In the 90s I was quite conservative and listened to a lot of talk radio (particularly Limbaugh); note that I was a teenager back then. Anyway, one thing I recall being a reason to object to Hillary’s greater role is that nobody voted for her. Bill Clinton and Al Gore were on the ticket, Hillary wasn’t, so her getting to have any kind of role outside the traditional First Lady stuff was unfair.

That logic, of course, ignores all of the staff members, cabinet members, agency appointees, so on and so forth that the POTUS and their administration will put into place without the public’s vote. It’s absolutely absurd. But it’s one of the things that was being used as a justification for what were in reality just the objections of a woman “not knowing her place”.

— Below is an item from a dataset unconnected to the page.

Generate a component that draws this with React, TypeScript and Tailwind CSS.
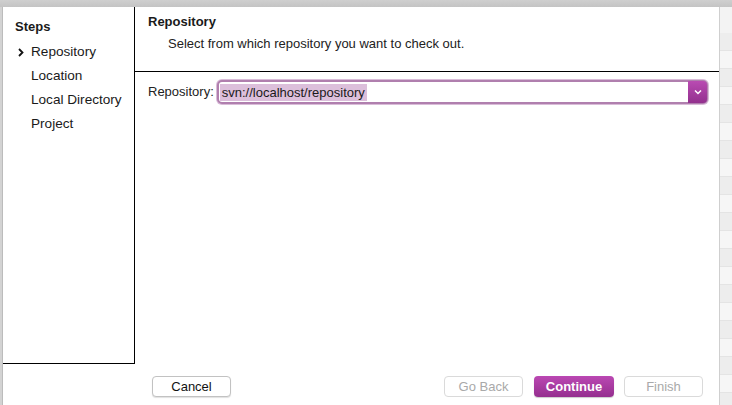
import React from "react";

function Stripes() {
  const rows = Array.from({ length: 24 });
  return (
    <div className="flex flex-col w-full">
      <div className="h-[26px] bg-[#f3f3f3]" />
      {rows.map((_, i) => (
        <div
          key={i}
          className={
            "h-[18px] border-b border-[#e4e4e4] " +
            (i % 2 === 0 ? "bg-[#ededed]" : "bg-[#f6f6f6]")
          }
        />
      ))}
    </div>
  );
}

export default function App() {
  const font = { fontFamily: '"Helvetica Neue", "Liberation Sans", Arial, sans-serif' };
  return (
    <div
      className="w-[732px] h-[405px] overflow-hidden bg-[#d6d6d6] flex flex-col text-[#1a1a1a]"
      style={font}
    >
      <div className="h-[7px] bg-gradient-to-b from-[#cfcfcf] to-[#c4c4c4] shrink-0" />
      <div className="flex flex-1 min-h-0">
        <div className="w-[3px] bg-[#d3d3d3] shrink-0 border-r border-[#bcbcbc]" />
        <div className="w-[716px] bg-white flex flex-col shrink-0">
          <div className="flex h-[357px] shrink-0">
            <div className="w-[132px] shrink-0 border-r border-b border-black pt-[12px]">
              <div className="pl-[12px] text-[13px] font-bold leading-[16px]">Steps</div>
              <div className="mt-[9px] flex flex-col gap-[8px]">
                <div className="flex items-center h-[16px] text-[13.6px] leading-[16px]">
                  <span className="w-[28px] pl-[15px]">
                    <svg width="6" height="9" viewBox="0 0 6 9" className="mt-[1px]">
                      <path d="M1 1 L4.5 4.5 L1 8" fill="none" stroke="#111" strokeWidth="1.8" />
                    </svg>
                  </span>
                  <span>Repository</span>
                </div>
                <div className="pl-[28px] h-[16px] text-[13.6px] leading-[16px]">Location</div>
                <div className="pl-[28px] h-[16px] text-[13.6px] leading-[16px]">Local Directory</div>
                <div className="pl-[28px] h-[16px] text-[13.6px] leading-[16px]">Project</div>
              </div>
            </div>
            <div className="flex-1 flex flex-col min-w-0">
              <div className="h-[65px] border-b border-black shrink-0 pt-[7px]">
                <div className="pl-[13px] text-[13px] font-bold leading-[16px]">Repository</div>
                <div className="pl-[33px] mt-[6px] text-[13px] leading-[15px] text-[#222]">
                  Select from which repository you want to check out.
                </div>
              </div>
              <div className="flex items-center pt-[8px] pl-[13px] pr-[11px]">
                <span className="text-[13px] text-[#222] mr-[3px]">Repository:</span>
                <div className="flex-1 h-[24px] rounded-[5px] border-[2px] border-[#b07fae] bg-white flex items-center relative shadow-[0_0_0_1px_#d9bcd8]">
                  <span className="ml-[1px] px-[2px] bg-[#dcbfdb] text-[13px] leading-[17px] text-[#1a1a1a]">
                    svn://localhost/repository
                  </span>
                  <div className="absolute right-[-1px] top-[-1px] bottom-[-1px] w-[19px] rounded-r-[4px] bg-gradient-to-b from-[#b94bb2] to-[#93308e] flex items-center justify-center">
                    <svg width="8" height="6" viewBox="0 0 8 6">
                      <path d="M1 1.5 L4 4.5 L7 1.5" fill="none" stroke="white" strokeWidth="1.5" />
                    </svg>
                  </div>
                </div>
              </div>
            </div>
          </div>
          <div className="flex items-start pt-[12px] text-[13px]">
            <button className="ml-[149px] w-[79px] h-[21px] rounded-[4px] bg-white border border-[#c2c2c2] shadow-[0_1px_1px_rgba(0,0,0,0.12)] text-[#111] leading-none">
              Cancel
            </button>
            <button className="ml-[213px] w-[79px] h-[21px] rounded-[4px] bg-white border border-[#dadada] text-[#a9a9a9] leading-none">
              Go Back
            </button>
            <button className="ml-[11px] w-[80px] h-[21px] rounded-[4px] bg-gradient-to-b from-[#bb48b3] to-[#952f8f] text-white font-semibold leading-none shadow-[0_1px_1px_rgba(0,0,0,0.2)]">
              Continue
            </button>
            <button className="ml-[10px] w-[79px] h-[21px] rounded-[4px] bg-white border border-[#dadada] text-[#a9a9a9] leading-none">
              Finish
            </button>
          </div>
        </div>
        <div className="flex-1 border-l border-[#cfcfcf] bg-[#f3f3f3]">
          <Stripes />
        </div>
      </div>
    </div>
  );
}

To elaborate a bit further, my recollection is that it went even deeper. Al Gore wanted to head up health care reform. Bill wanted Hillary to do it because it was her pet issue. That became a friction point between Bill and Al. The Right immediately picked up on it and flogged it for all it was worth.

I’m a big Al Gore fan, but he’s dropped the ball a few times. This was one of them. He didn’t help her any.

This was clear back in the mid-90s. Hillary fought ugly headwinds ever after.

Because that was the only way the smaller states would agree to the Constitution. Back then states were more independent, and the President less powerful. It was a fair and reasonable compromise. Sadly there is no way to change it.

It screwed over most of the population in perpetuity, so I’d hardly call it “fair”. In fact it made fairness impossible.

I guess it’s different where I am, even when turn out is optional (local and student politics). It’s a given that women will prefer a female candidate, just because she’s a woman, and if men have a preference, it’s not enough to make up for the female vote.

Still a lot more men trying out, the pool of male candidates is much deeper. Women are more likely to get pre-selection in marginal seats, and in the senate, where the gender bias is more likely to have an effect, and less likely to get preselection for safe seats, where gender won’t have an effect on outcome.

It’s probably changed under the circumstances, but I recall years ago polls showed that opposition to a female President was actually higher among women than men. Gender loyalty isn’t really a thing; if it was then more women would have supported Hillary against a proud “pussy grabber” like Trump.

A gender bias driven by hate or fear however definitely is a thing; in this case the hate of the Trump voters both in 2016 and now, and the (justified) fears of their opponents.

I don’t think I would describe the gender bias in Aus as “Gender Loyalty”: nobody is going to get a vote out of loyalty. Rather, a substantial number of women in Aus think, all else being equal, that a woman is always a better choice. And that’s still “all else being equal”: it’s part of a voting decision.

But regarding Clinton, remember that she did in fact get the female vote by a large margin.

54 percent of women voters voted for Clinton according to Pew Research; that’s not all that large. Especially with an absurdly awful opponent like Trump.